Chaparro et al. (2017) explore passage equivalency across three different Primary 2 passages administered to 157 pupils. They find large and significant form effects (that is, pupils score differently on different passages due to variations across passages). These differences are as large as 22 cwpm. In other words, a pupil who reads two different grade-level passages might read 25 cwpm on the first passage, and 47 cwpm on the second passage! Francis et al., 2008 find similar results in their evaluation of form effects across 6 different passages. They find variation as large as 26 cwpm across passages of the same difficulty.

There are ways to create equated scaled scores (ESS). DIBELS (p. 89), for example, explains how ESS are generated to account for form effects across different passages. But DIBELS ESS (which are on a scale of 400, with a standard deviation of 40) are far less ‘tangible’ than correct words per minute, which can be easily understood and visualised by a range of stakeholders. In addition, calculating ESS requires pupils to complete multiple passages, which increases the time cost to administer these assessments at scale.

Fluency Assessments at NewGlobe

At NewGlobe, all primary teachers administer bi-termly fluency assessments to evaluate oral reading fluency in their classroom. Teachers use a different passage during each exam cycle. Fluency outcomes are used at a system level to appropriately level textbooks and learning materials. Outcomes are also communicated to parents and pupils on termly report cards. In this way, fluency assessments play a foundational role in organisational decision-making and also occupy a central role in school culture and parent engagement.

If form effects persist in a NewGlobe context (as predicted by research in other settings), this has important implications for organisational policy and also for teachers and families who interpret and respond to the results. Form effects might contribute to inaccurate decision-making on course levelling and instructional design. If we rely on a single measurement of fluency, that might be upwardly or downwardly biased depending on the difficulty of the passage. In addition, parents and teachers might interpret fluctuations in fluency scores as negative growth. A standard linear model predicts incremental growth over time. This would no longer be valid if form effects result in variations as large as 20–30 cwpm for a single pupil reading different passages. In practical terms, this means that a parent might see that their child is reading 47 words per minute at term 1 midterm exams, and 32 words per minute at term 1 end term exams. How are they to interpret these results?

Measuring Form Effects at NewGlobe

To better understand form effects in our own context, we set out to collect oral reading fluency data across three different contexts: two government school partnership programmes in two states in Nigeria, and one private community school programme in Kenya. In all three contexts, NewGlobe field officers assessed pupils in Primary 4, Primary 5, and Primary 6 using four DIBELS passages: two Primary 2-level passages (the standard passage level, when the same passage is used to assess pupils from multiple grades) and two grade-level passages. We used this data to determine whether we find form effects when pupils read two different passages of the same reading level?

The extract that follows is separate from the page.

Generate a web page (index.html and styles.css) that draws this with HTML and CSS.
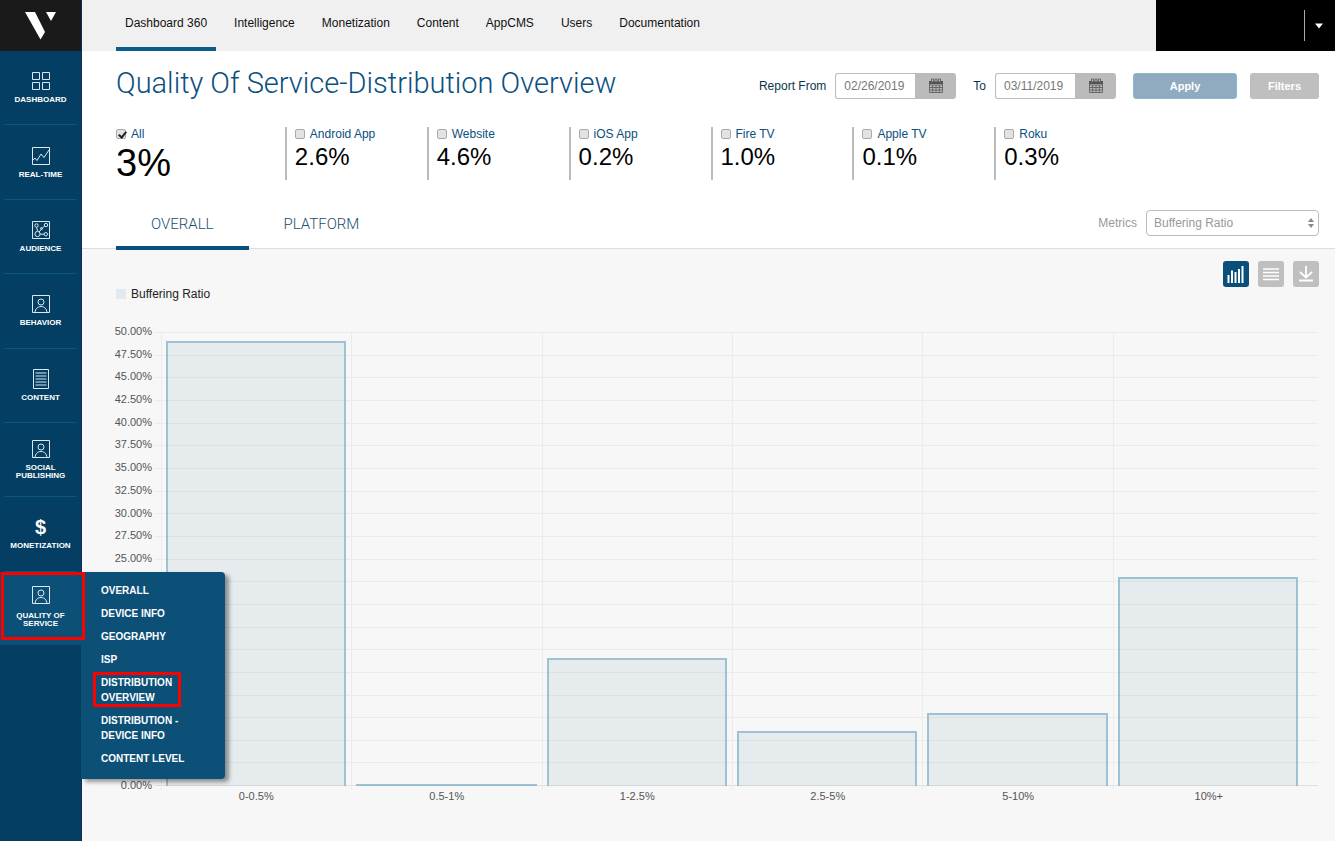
FILE: index.html
```html
<!DOCTYPE html>
<html lang="en">
<head>
<meta charset="utf-8">
<title>Quality Of Service-Distribution Overview</title>
<link rel="stylesheet" href="styles.css">
</head>
<body>
<svg class="defs" aria-hidden="true">
  <symbol id="person" viewBox="0 0 20 20"><path d="M1.5 1.5h17v17h-17zM4 18.5c.4-3.700 2.600-6 6-6s5.600 2.300 6 6"/><circle cx="10" cy="8" r="3"/></symbol>
  <symbol id="calendar" viewBox="0 0 16 16"><path d="M1.500 4h13v10.500h-13zM1.500 7h13M1.500 9.500h13M1.500 12h13M4.700 7v7.500M8 7v7.500M11.300 7v7.500" fill="none" stroke="#555" stroke-width=".8"/><path d="M1 3h14v3H1z" fill="#555"/><path d="M3.500 1h2v3h-2zM7 1h2v3H7zM10.500 1h2v3h-2z" fill="#bbb" stroke="#555" stroke-width=".8"/></symbol>
</svg>
<div class="app">
  <aside class="sidebar">
    <a class="logo" href="#" aria-label="Home"><svg width="32" height="28" viewBox="0 0 32 28"><path d="M0 0h10l10 20-4.500 7.500zM21 0h10l-5 9z" fill="#fff"/></svg></a>
    <nav class="side-nav" aria-label="Reports">
      <a class="side-item" href="#"><svg class="icon" viewBox="0 0 20 20"><path d="M1.500 1.500h7v7h-7zM11.500 1.500h7v7h-7zM1.500 11.500h7v7h-7zM11.500 11.500h7v7h-7z"/></svg><span>DASHBOARD</span></a>
      <a class="side-item" href="#"><svg class="icon" viewBox="0 0 20 20"><path d="M1.500 1.500h17v17h-17zM2 14l2-2 2 2.500 4-6.500 3 3.500L18 4"/></svg><span>REAL-TIME</span></a>
      <a class="side-item" href="#"><svg class="icon" viewBox="0 0 20 20"><path d="M1.500 1.500h17v17h-17zM5.700 7.500 6.500 11M8 12l3-3.500 2.500-2.500M9 14.200h4"/><circle cx="5.500" cy="5.500" r="1.700"/><circle cx="15" cy="5" r="1.700"/><circle cx="10.500" cy="8.500" r="1"/><circle cx="6.500" cy="14" r="2.600"/><circle cx="14.800" cy="14.200" r="1.700"/></svg><span>AUDIENCE</span></a>
      <a class="side-item" href="#"><svg class="icon"><use href="#person"/></svg><span>BEHAVIOR</span></a>
      <a class="side-item" href="#"><svg class="icon" viewBox="0 0 20 20"><path d="M2.500.5h15v19h-15zM4.500 4h11M4.500 7h11M4.500 10h11M4.500 13h11M4.500 16h11"/></svg><span>CONTENT</span></a>
      <a class="side-item" href="#"><svg class="icon"><use href="#person"/></svg><span>SOCIAL PUBLISHING</span></a>
      <a class="side-item" href="#"><b class="dollar" aria-hidden="true">$</b><span>MONETIZATION</span></a>
      <div class="side-group">
        <a class="side-item current" href="#"><svg class="icon"><use href="#person"/></svg><span>QUALITY OF SERVICE</span></a>
        <ul class="submenu">
          <li><a href="#">OVERALL</a></li>
          <li><a href="#">DEVICE INFO</a></li>
          <li><a href="#">GEOGRAPHY</a></li>
          <li><a href="#">ISP</a></li>
          <li><a class="marked" href="#">DISTRIBUTION OVERVIEW</a></li>
          <li><a href="#">DISTRIBUTION - DEVICE INFO</a></li>
          <li><a href="#">CONTENT LEVEL</a></li>
        </ul>
      </div>
    </nav>
  </aside>
  <div class="page">
    <header class="topbar">
      <nav class="top-nav" aria-label="Main">
        <a class="active" href="#">Dashboard 360</a>
        <a href="#">Intelligence</a>
        <a href="#">Monetization</a>
        <a href="#">Content</a>
        <a href="#">AppCMS</a>
        <a href="#">Users</a>
        <a href="#">Documentation</a>
      </nav>
      <div class="account"><button class="account-toggle" type="button" aria-label="Account menu"><svg width="10" height="6" viewBox="0 0 10 6"><path d="M1 0.500h8L5 5.500z" fill="#fff"/></svg></button></div>
    </header>
    <main>
      <div class="heading">
        <h1>Quality Of Service-Distribution Overview</h1>
        <form class="range">
          <label for="from">Report From</label>
          <div class="date"><input id="from" type="text" value="02/26/2019"><button type="button" aria-label="Pick start date"><svg width="16" height="16"><use href="#calendar"/></svg></button></div>
          <label class="to" for="to">To</label>
          <div class="date"><input id="to" type="text" value="03/11/2019"><button type="button" aria-label="Pick end date"><svg width="16" height="16"><use href="#calendar"/></svg></button></div>
          <button class="apply" type="button">Apply</button>
          <button class="filters" type="button">Filters</button>
        </form>
      </div>
      <div class="metrics">
        <div class="metric total"><label><input type="checkbox" checked>All</label><strong>3%</strong></div>
        <div class="metric"><label><input type="checkbox">Android App</label><strong>2.6%</strong></div>
        <div class="metric"><label><input type="checkbox">Website</label><strong>4.6%</strong></div>
        <div class="metric"><label><input type="checkbox">iOS App</label><strong>0.2%</strong></div>
        <div class="metric"><label><input type="checkbox">Fire TV</label><strong>1.0%</strong></div>
        <div class="metric"><label><input type="checkbox">Apple TV</label><strong>0.1%</strong></div>
        <div class="metric"><label><input type="checkbox">Roku</label><strong>0.3%</strong></div>
      </div>
      <div class="tab-row">
        <div class="tabs"><a class="active" href="#">OVERALL</a><a href="#">PLATFORM</a></div>
        <div class="picker">
          <label for="metric">Metrics</label>
          <div class="select"><select id="metric"><option>Buffering Ratio</option></select><svg width="6" height="10" viewBox="0 0 6 10"><path d="M0 4 3 0l3 4zM0 6h6L3 10z" fill="#888"/></svg></div>
        </div>
      </div>
      <section class="panel">
        <div class="tools">
          <button class="on" type="button" aria-label="Chart"><svg width="26" height="26"><path d="M5.500 22v-8M9 22V9.500M12.500 22V11M16 22V8M19.500 22V5" stroke="#fff" stroke-width="2" fill="none"/></svg></button>
          <button type="button" aria-label="Table"><svg width="26" height="26"><path d="M5 8h16M5 11.500h16M5 15h16M5 18.500h16" stroke="#fff" stroke-width="1.500" fill="none"/></svg></button>
          <button type="button" aria-label="Download"><svg width="26" height="26"><path d="M13 5v11M7 11l6 5.500 6-5.500M6 19.500h14" stroke="#fff" stroke-width="1.800" fill="none"/></svg></button>
        </div>
        <div class="legend"><i></i>Buffering Ratio</div>
        <div class="chart">
          <div class="y-axis">
            <span>50.00%</span><span>47.50%</span><span>45.00%</span><span>42.50%</span><span>40.00%</span><span>37.50%</span><span>35.00%</span><span>32.50%</span><span>30.00%</span><span>27.50%</span><span>25.00%</span><span></span><span></span><span></span><span></span><span></span><span></span><span></span><span></span><span></span><span>0.00%</span>
          </div>
          <div class="plot">
            <div class="lines"><i></i><i></i><i></i><i></i><i></i><i></i><i></i><i></i><i></i><i></i><i></i><i></i><i></i><i></i><i></i><i></i><i></i><i></i><i></i><i></i></div>
            <div class="bars">
              <div class="slot"><div class="bar" style="height:98%"></div></div>
              <div class="slot"><div class="bar" style="height:0%"></div></div>
              <div class="slot"><div class="bar" style="height:28.1%"></div></div>
              <div class="slot"><div class="bar" style="height:12.1%"></div></div>
              <div class="slot"><div class="bar" style="height:16%"></div></div>
              <div class="slot"><div class="bar" style="height:46.1%"></div></div>
            </div>
          </div>
          <div class="x-axis"><span>0-0.5%</span><span>0.5-1%</span><span>1-2.5%</span><span>2.5-5%</span><span>5-10%</span><span>10%+</span></div>
        </div>
      </section>
    </main>
  </div>
</div>
</body>
</html>
```
FILE: styles.css
```css
* { box-sizing: border-box; }
body {
  margin: 0;
  background: #f7f7f7;
  color: #111;
  font: 12px/14px "Liberation Sans", Arial, sans-serif;
}
a { color: inherit; text-decoration: none; }
button, input, select { font: inherit; margin: 0; }
button { padding: 0; border: 0; cursor: pointer; }
svg { display: block; }
.defs { position: absolute; width: 0; height: 0; }

.app { display: flex; min-height: 100vh; }
.page { flex: 1; min-width: 0; }

/* Sidebar */
.sidebar { width: 82px; flex: none; background: #043f63; border-right: 1px solid #0b2f5c; color: #fff; }
.logo { display: flex; align-items: center; justify-content: center; height: 51px; background: #1a1a1a; }
.side-nav { display: flex; flex-direction: column; height: 594px; }
.side-nav > * { flex: 1; }
.side-item {
  display: flex;
  flex-direction: column;
  align-items: center;
  justify-content: center;
  gap: 5px;
  margin: 0 4px;
  border-bottom: 1px solid #0b5380;
  font-size: 8px;
  line-height: 8px;
  font-weight: bold;
  text-align: center;
}
.icon { width: 20px; height: 20px; fill: none; stroke: #dce8ef; stroke-width: 1; }
.dollar { font-size: 20px; line-height: 20px; }
.side-group { position: relative; display: flex; background: #0c5077; }
.side-group .side-item { flex: 1; gap: 7px; padding-bottom: 4px; border: 0; }
.side-group::after {
  content: "";
  position: absolute;
  z-index: 3;
  inset: 0 -4px 5px 1px;
  border: 3px solid #f00;
}
.submenu {
  position: absolute;
  z-index: 2;
  top: 0;
  left: 100%;
  width: 144px;
  margin: 0;
  padding: 11px 16px 13px 20px;
  display: grid;
  gap: 8px;
  list-style: none;
  background: #0c5077;
  border-radius: 0 4px 4px 0;
  box-shadow: 4px 3px 4px rgba(0, 0, 0, .4);
  font-size: 10px;
  line-height: 15px;
  font-weight: bold;
}
.submenu a { display: block; width: 84px; }
.submenu .marked { position: relative; }
.marked::after { content: ""; position: absolute; inset: -3px 4px -2px -8px; border: 3px solid #f00; }

/* Top bar */
.topbar { display: flex; justify-content: space-between; height: 51px; background: #f0f0f0; }
.top-nav { display: flex; gap: 9px; padding-left: 34px; }
.top-nav a { padding: 16px 9px 0; border-bottom: 4px solid transparent; }
.top-nav .active { border-color: #0a5f8a; }
.account { display: flex; align-items: center; justify-content: flex-end; width: 179px; background: #000; }
.account-toggle { display: flex; align-items: center; width: 31px; height: 31px; padding-left: 9px; background: none; border-left: 1px solid #aaa; }

/* Heading and date range */
main { background: #fff; }
.heading { display: flex; align-items: center; justify-content: space-between; padding: 12px 16px 0 34px; }
h1 { margin: 0; font: 300 29px/40px Roboto, sans-serif; color: #0a5080; }
.range { display: flex; align-items: center; gap: 9px; padding-top: 6px; color: #0c3448; }
.range .to { margin-left: 8px; }
.date { display: flex; height: 26px; }
.date input { width: 80px; padding: 0 8px; border: 1px solid #bbb; border-right: 0; border-radius: 3px 0 0 3px; color: #777; }
.date button { display: flex; align-items: center; justify-content: center; width: 41px; background: #bbb; border-radius: 0 3px 3px 0; }
.apply, .filters { height: 26px; border-radius: 3px; color: #fff; font-size: 11px; font-weight: bold; }
.apply { width: 104px; margin-left: 8px; background: #90abbf; border: 1px solid #85bbcc; }
.filters { width: 69px; margin-left: 4px; background: #bfbfbf; }

/* Platform metrics */
.metrics { display: grid; grid-template-columns: 169fr repeat(6, 142fr) 183fr; padding: 24px 16px 0 34px; }
.metric { height: 53px; padding-left: 8px; border-left: 2px solid #bbb; }
.metric label { display: flex; align-items: center; gap: 5px; height: 14px; color: #0a4f7d; }
.metric input {
  appearance: none;
  width: 10px;
  height: 10px;
  border: 1px solid #aaa;
  border-radius: 2px;
  background: #e2e2e2;
}
.metric input:checked::after { content: ""; display: block; width: 3px; height: 6px; margin: 0 0 0 3px; border: solid #222; border-width: 0 2px 2px 0; transform: rotate(40deg); }
.metric strong { display: block; font-size: 24px; line-height: 32px; font-weight: normal; color: #000; }
.metric.total { padding-left: 0; border: 0; }
.metric.total strong { font-size: 38px; line-height: 44px; }

/* Tabs */
.tab-row { display: flex; align-items: flex-end; justify-content: space-between; margin-top: 20px; padding: 0 16px 0 34px; border-bottom: 1px solid #ddd; }
.tabs { display: flex; margin-bottom: -2px; }
.tabs a { padding: 15px 35px 13px; border-bottom: 4px solid transparent; font: 300 15px/18px Roboto, sans-serif; color: #1a506e; }
.tabs .active { border-color: #074f7c; }
.picker { display: flex; align-items: center; gap: 9px; padding-bottom: 12px; color: #999; }
.select { position: relative; }
.select select { appearance: none; width: 173px; height: 26px; padding: 0 7px; border: 1px solid #bbb; border-radius: 4px; background: #fff; color: #999; }
.select svg { position: absolute; right: 5px; top: 8px; pointer-events: none; }

/* Chart */
.panel { padding: 12px 16px 32px 34px; background: #f7f7f7; }
.tools { display: flex; justify-content: flex-end; gap: 9px; }
.tools button { border-radius: 3px; background: #bfbfbf; }
.tools .on { background: #0a4f7a; }
.legend { display: flex; align-items: center; gap: 5px; color: #222; }
.legend i { width: 10px; height: 10px; background: #e3eaef; }
.chart {
  display: grid;
  grid-template-columns: 36px 1fr;
  column-gap: 9px;
  padding-top: 31px;
  font-size: 11px;
  color: #555;
}
.y-axis { display: flex; flex-direction: column; justify-content: space-between; align-items: flex-end; margin: -8px 0 -6px; }
.y-axis span { height: 14px; }
.plot { display: grid; height: 454px; margin-right: 1px; }
.lines, .bars { grid-area: 1 / 1; }
.lines { display: flex; flex-direction: column; margin-left: -6px; border-bottom: 1px solid #e0e0e0; }
.lines i { flex: 1; border-top: 1px solid #ebebeb; }
.bars, .x-axis { display: grid; grid-template-columns: repeat(6, 1fr); padding-right: 15px; }
.bars { margin-bottom: -4px; }
.slot { display: flex; align-items: flex-end; padding: 0 5px 4px 4px; border-left: 1px solid #ebebeb; }
.bar { flex: 1; border: 2px solid rgba(130, 175, 200, .75); border-bottom: 0; background: rgba(15, 80, 120, .07); background-clip: padding-box; }
.x-axis { grid-column: 2; padding-top: 3px; text-align: center; }
```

We find form effects of a similar magnitude compared with Chaparro et al. (2017) and Francis et al. (2008). Between the common Primary 2 passages and between the grade-level passages, we find roughly the same difference: approximately 21 cwpm. These differences were by no means programme-specific. We find similar differences by passage across all three contexts. The smallest observed mean difference was 11 cwpm, and the largest observed mean difference was 22 cwpm.

Why Do These Results Matter?

What are the implications for these findings, both at NewGlobe and for other educational organisations using fluency data to communicate with stakeholders and make decisions?

First, we must be mindful of form effects when framing and communicating the results of fluency assessments to parents and teachers. Parents and teachers understandably expect incremental improvement in a child’s oral reading fluency over time. The ‘noisiness’ of these estimates might cause confusion and concern among parents and teachers, if the child’s score drops unexpectedly, Appropriate framing must be provided to parents and teachers to ensure that they are equipped to interpret, discuss, and respond to the results of fluency assessments.

Second, we should be cautious not to over-interpret oral reading fluency outcomes, especially those collected at a single point in time or those collected at the baseline and end-line of an evaluation. In both cases, these estimates can be noisy, and reporting raw results or raw differences can be misleading. An aggregate of frequent fluency assessments over time (i.e. bi-termly fluency assessments) will produce a much more accurate and reliable estimate. In addition, if possible we should assess fluency at any given time using two or more passages in order to produce a more accurate average score. Finally, equated scaled scores can be used to control for form effects when interpreting and reporting the outcomes.

Finally, special attention must be paid to passage selection (especially if multiple fluency assessments are used during a single evaluation or to measure fluency over time). The criteria for selection cannot simply be that the passages are at the same grade level. Experts must carefully analyse sentence structures, vocabulary, and length to ensure that the passages are as similar as possible, in order to reduce these form effects across passages. In addition, multiple forms should be robustly piloted to determine which link most closely.

Our findings, considered alongside the literature on form effects, paint a clear and consistent narrative. Fluency varies widely across different passages, even passages at the same grade level. Given the extent to which fluency scores are used at various levels of the decision-making process, we must invest in framing these results to consumers of the data, including policymakers, school leaders, teachers, parents, and pupils themselves. This framing must challenge the traditional notion of incremental growth, and emphasise a more holistic interpretation of oral reading fluency, which takes into consideration fluctuations in performance on a given assessment. For instance, we should present both fluency results and also fluency benchmarks as a range, rather than a point estimate, in order to account for the ‘noisiness’ of fluency data. We should also further investigate ways to mitigate these form effects, either through the use of multiple passages during testing, through more frequent testing, through more robust test equating, or through more careful selection of passages. In this way, we can continue to invest in and rely on fluency assessments as an important and accessible indicator of literacy performance.